Block has experienced that wrath firsthand. At a recent practice, Block and Jesuroga wrestled live. Block locked up an over-under upper-body tie and fished for an inside trip, then eventually scored on an outside trip, taking Jesuroga to his back.

“I just took down a world team member,” Block, who wrestles at 132 pounds, said with a smile.

On the restart, Jesuroga came back with a vicious collar-tie, which led to a head-outside shot. He came up and ran Block into the wall on the other side of the mat. A few wrestlers nearby chuckled.

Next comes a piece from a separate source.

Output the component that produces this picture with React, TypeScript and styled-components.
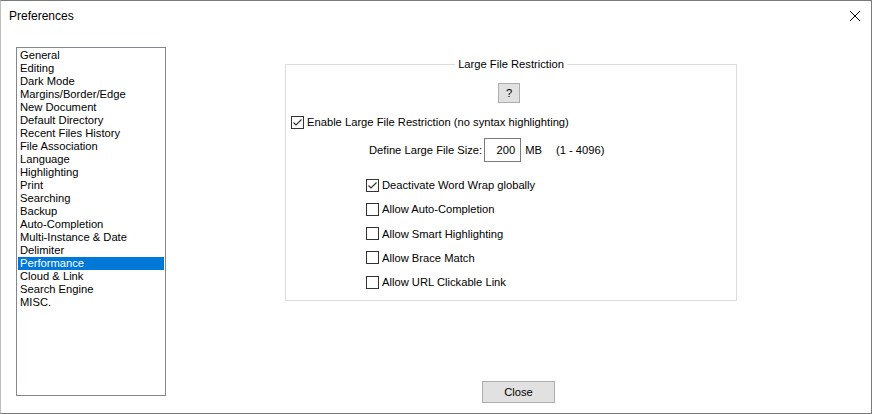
import React from "react";
import styled, { createGlobalStyle } from "styled-components";

const Global = createGlobalStyle`
  body { margin: 0; background: #fff; }
  * { box-sizing: border-box; }
`;

const Window = styled.div`
  width: 872px; height: 414px; background: #fff;
  border: 1px solid #7a7a7a; border-left-color: #bdbdbd;
  display: flex; flex-direction: column;
  font-family: "Liberation Sans", Arial, sans-serif; font-size: 11.2px; color: #000;
`;
const TitleBar = styled.div`
  height: 30px; display: flex; align-items: center; justify-content: space-between;
  padding: 0 10px 0 8px; font-size: 12px;
`;
const Body = styled.div`flex: 1; display: flex;`;
const ListBox = styled.div`
  margin: 16px 0 0 15px; width: 150px; height: 349px;
  border: 1px solid #828790; padding: 1px 1px; display: flex; flex-direction: column;
`;
const Item = styled.div<{ $sel?: boolean }>`
  height: 13px; line-height: 13px; padding-left: 2px; white-space: nowrap; overflow: hidden;
  background: ${p => (p.$sel ? "#0078d7" : "transparent")};
  color: ${p => (p.$sel ? "#fff" : "#000")};
`;
const Pane = styled.div`flex: 1; display: flex; flex-direction: column; align-items: flex-start; padding-bottom: 10px;`;
const Group = styled.div`
  position: relative; margin: 33px 0 0 119px; width: 452px; height: 237px;
  border: 1px solid #dcdcdc; display: flex; flex-direction: column; padding-top: 18px;
`;
const GroupTitle = styled.span`
  position: absolute; top: -8px; left: 50%; transform: translateX(-50%);
  background: #fff; padding: 0 3px; white-space: nowrap; line-height: 15px;
`;
const Btn = styled.button<{ $w: number; $h: number }>`
  width: ${p => p.$w}px; height: ${p => p.$h}px; background: #e1e1e1;
  border: 1px solid #adadad; font: inherit; padding: 0; color: #000;
`;
const Row = styled.div<{ $ml: number; $mt: number; $h?: number }>`
  display: flex; align-items: center; margin-left: ${p => p.$ml}px; margin-top: ${p => p.$mt}px;
  height: ${p => p.$h ?? 16}px; white-space: nowrap;
`;
const Box = styled.span`
  width: 13px; height: 13px; border: 1px solid #333; background: #fff; margin-right: 3px;
  display: inline-flex; align-items: center; justify-content: center;
`;
const Input = styled.div`
  width: 37px; height: 24px; border: 1px solid #7a7a7a; display: flex; align-items: center;
  justify-content: flex-end; padding-right: 5px; margin-left: 2px;
`;
const Gap = styled.span<{ $w: number }>`display: inline-block; width: ${p => p.$w}px;`;
const Footer = styled.div`margin-top: auto; align-self: stretch; display: flex; justify-content: center;`;

const Check = ({ on }: { on?: boolean }) => (
  <Box>
    {on && (
      <svg width="11" height="11" viewBox="0 0 11 11">
        <path d="M1.5 5.5 L4 8 L9.5 2.5" stroke="#333" strokeWidth="1.2" fill="none" />
      </svg>
    )}
  </Box>
);

const items = ["General","Editing","Dark Mode","Margins/Border/Edge","New Document","Default Directory","Recent Files History","File Association","Language","Highlighting","Print","Searching","Backup","Auto-Completion","Multi-Instance & Date","Delimiter","Performance","Cloud & Link","Search Engine","MISC."];

export default function App() {
  return (
    <Window>
      <Global />
      <TitleBar>
        <span>Preferences</span>
        <svg width="12" height="12" viewBox="0 0 12 12">
          <path d="M1 1 L11 11 M11 1 L1 11" stroke="#000" strokeWidth="1" />
        </svg>
      </TitleBar>
      <Body>
        <ListBox>
          {items.map(t => <Item key={t} $sel={t === "Performance"}>{t}</Item>)}
        </ListBox>
        <Pane>
          <Group>
            <GroupTitle>Large File Restriction</GroupTitle>
            <Row $ml={212} $mt={0} $h={20}><Btn $w={22} $h={20}>?</Btn></Row>
            <Row $ml={5} $mt={11}><Check on />Enable Large File Restriction (no syntax highlighting)</Row>
            <Row $ml={83} $mt={8} $h={24}>
              Define Large File Size:<Input>200</Input><Gap $w={4} />MB<Gap $w={14} />(1 - 4096)
            </Row>
            <Row $ml={80} $mt={15}><Check on />Deactivate Word Wrap globally</Row>
            <Row $ml={80} $mt={8.3}><Check />Allow Auto-Completion</Row>
            <Row $ml={80} $mt={8.3}><Check />Allow Smart Highlighting</Row>
            <Row $ml={80} $mt={8.3}><Check />Allow Brace Match</Row>
            <Row $ml={80} $mt={8.3}><Check />Allow URL Clickable Link</Row>
          </Group>
          <Footer><Btn $w={73} $h={22}>Close</Btn></Footer>
        </Pane>
      </Body>
    </Window>
  );
}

T.J. Sebolt, the head coach at Sebolt Wrestling Academy, laughs at the memory. He met the entire Jesuroga family at one of his camps a few years ago, when Nate was in middle school, and his gut told him then that Nate could be special. He is not surprised at all by Nate’s rise.

When the family moved to Iowa, Sebolt began working with Nate and Joel. Sebolt recently sent Nate a video of Russian star Abdulrashid Sadulaev, widely-regarded as the best pound-for-pound wrestler on the planet. Sebolt wanted Nate to watch it for the technique Sadulaev used in his matches.

A week later, Nate was hitting some of the same moves in practice.

“He just has that 'it factor,'” said Sebolt, who will be in Budapest to coach Jesuroga. “He’s obsessed, but he’s got gifts that go right along with that. He’s tough, he craves improvement, he puts in the time and sets his goals high. He’s special.”

More:How T.J. Sebolt built his wrestling club into one of the best in the nation

Nate Jesuroga, right, wrestles coach T.J. Sebolt on  July 8 in Iowa City.

The United States has a strong history at the Cadet world championships. Over the last five years, 15 athletes from the U.S. have combined to win 18 Cadet world titles in men’s freestyle, and the Americans have finished in the top five in the team race every year since 2014.

Nate Jesuroga now his own opportunity this week, in what he hopes is a long and fruitful career that includes more state, national and, potentially, world titles. And maybe one day, videos of his wrestling prowess will populate on a social media app, and young wrestlers across Iowa and around the country will watch him and dream big, too.